We are first in line for flights . For those that have never been that's a GOOD THING !, and can make a big difference if the weather is uncooperative.

She has ONE cabin available that week, but will make accommodations for us for a party of 10... IF we can pull it together

*With a 10 person party they pull a name out of a hat on the last day and one guy GETS A FREE TRIP ! Where else can you get 1:10 odds?*

Each person will have to ante up a deposit to hold their spot. We need serious inquiries only. Search "Kaby" for our threads and photos of previous trips. I believe this is the 6th M-S Kaby Adventure

I'll start:
1) FIJI 
2) catfishhoge
3) BrookyDan
4) shaggbark
5) Dave Strong
6) Sean ???
7) ?
8) ?
9) ?
10) ?

half way there


----------



## frenchriver1 (Jul 5, 2005)

What is the basic cost for this trip?


----------



## stickman1978 (Sep 15, 2011)

http://www.fishthefinest.com/kaby_lake.php


----------



## FIJI (May 15, 2003)

http://www.kabykabins.ca/kaby/Welcome.html

Ive been going to the same place for three decades. You wont find a better host/resort anywhere


Housekeeping Plan:

+ Costs = We carpool up, purchase licenses on the way, one night motel before fly in, food (we eat like kings!)

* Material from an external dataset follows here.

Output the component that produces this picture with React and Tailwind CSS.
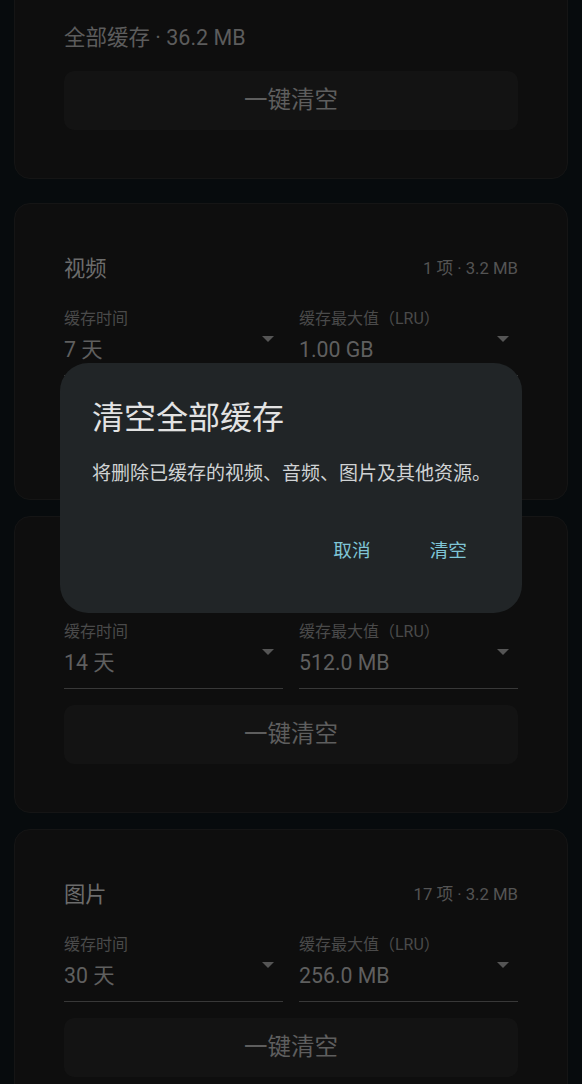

your beverage-of-choice can be purchased there by the case

Consider it the trip of a lifetime - but I'll bet you'll be hooked and come back again, and again, and....


----------



## FISHorDie (Sep 30, 2008)

spent a week this past June at Kaby, first class people there, Im going back in 2015. The fishing was crazy! We kept track the last 3 hours of our trip and my cousin and I landed 136 eyes within that span. First class place all the way!


----------



## FIJI (May 15, 2003)

sign up y'all

you WONT be sorry


----------



## FIJI (May 15, 2003)

times a wastin' guys

we need to let Donna know soon


----------



## FIJI (May 15, 2003)

times a wastin boys :SHOCKED:

DONT drag your feet and lose out on this trip

remember 1 in 10 odds of going for FREE if we get a party of ten


----------



## FIJI (May 15, 2003)

...we still have some spots to fill ASAP or will have to let Donna know our party is smaller than hoped for,


----------



## FIJI (May 15, 2003)

Big Kaby Lake

We are confirmed with Donna to fly in Jun 20th, fly out Jun 27th

1) FIJI 
2) catfishhoge
3) BrookyDan
4) shaggbark
5) Dave Strong
6) ?
7) ?
8) ?
9) ?
10) ?

Loooong way to go to get to 10 boys. :sad:


----------



## FIJI (May 15, 2003)

Going once !....................................


----------



## BrookyDan (Dec 24, 2006)

FIJI said:


> Going once !...........................It!s time to make up your mind,this will be my 5th trip to Kaby Kabins.If you don't do it now you may never go.It will be a trip you will never forget..........
> The Old Wizzard
> PS It's 182 days till Kaby Kabins


----------



## FIJI (May 15, 2003)

1) FIJI 
2) catfishhoge
3) BrookyDan
4) shaggbark
5) Dave Strong
6) Larry

We're in Cabin #7


----------



## FIJI (May 15, 2003)

Agich's Kaby Kabins
17 hours ago
And the traveling begins. Join us at the Ultimate Fishing Show Jan 9-12 - Suburban Collection Showplace, Novi MI. If you are thinking of visiting us, let us know. We have a few free tickets. Hope to see you there!


----------



## fishlogic (Feb 28, 2010)

Hope you all have a good trip! I am thinking about heading back there this year as well. The accommodations and boats are fantastic for the price. Fishing is great too.


----------